If the past few years have taught us as a nation nothing, it’s that we all should not only vote, but be informed about what we’re voting about. With all the information out there, figuring out what every item on the ballot means can be a daunting proposition.
Vote Save America has created explainers on ballot initiatives on every state which can potentially make that research a tiny bit easier. To check out the ones in your area you just go to the site and enter your address.
If you’re a complete newbie to politics, the site will briefly explain what each position people are running for actually does as well. For instance, here’s an explanation for the U.S. House of Representatives:
Where the site really shines is with the ballot initiatives. We have 12 of them on the ballot in California in November covering everything from housing programs to daylight savings time.
For each measure, the site gives you a “deep dive” which is actually just a few paragraphs on what the measure actually is and then explains who supports it as well as who opposes it.
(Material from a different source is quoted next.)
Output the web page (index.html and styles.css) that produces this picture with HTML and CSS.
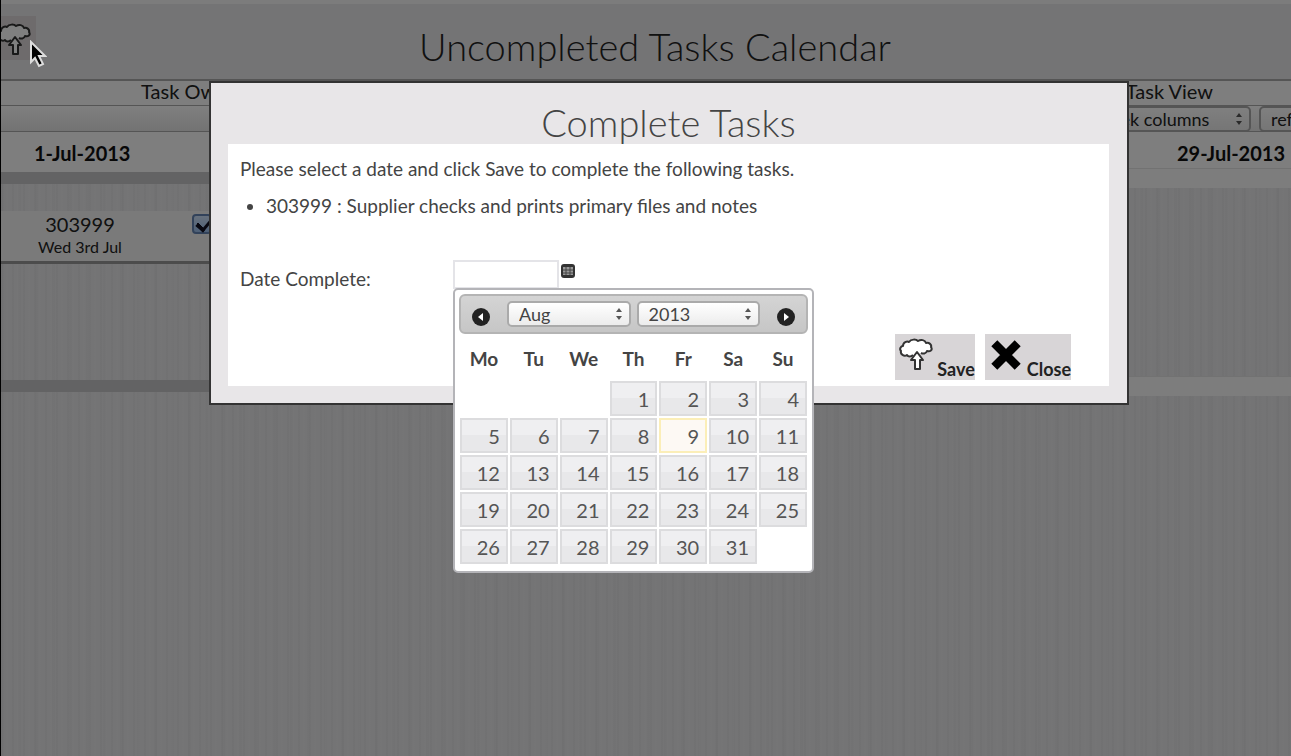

It also spells out in super simple terms what your yes or no vote means.
For instance, here’s what it says in super-simple terms about a vote for Proposition 10 in California which allows local governments across the states to adopt rent control on houses, condos, new apartments, and vacant units.
With the site, you can decide how you want to vote in each race and virtually click a box. When you’re done going through everything, you can print out everything you “voted” for and take that paper with you to the polls.
Using the site isn’t a replacement for doing your own deep dive into political candidates and issues (which you should absolutely do), but if you’re looking for a little clarification on a few of the more complicated initiatives on your ballot it can be a decent place to start.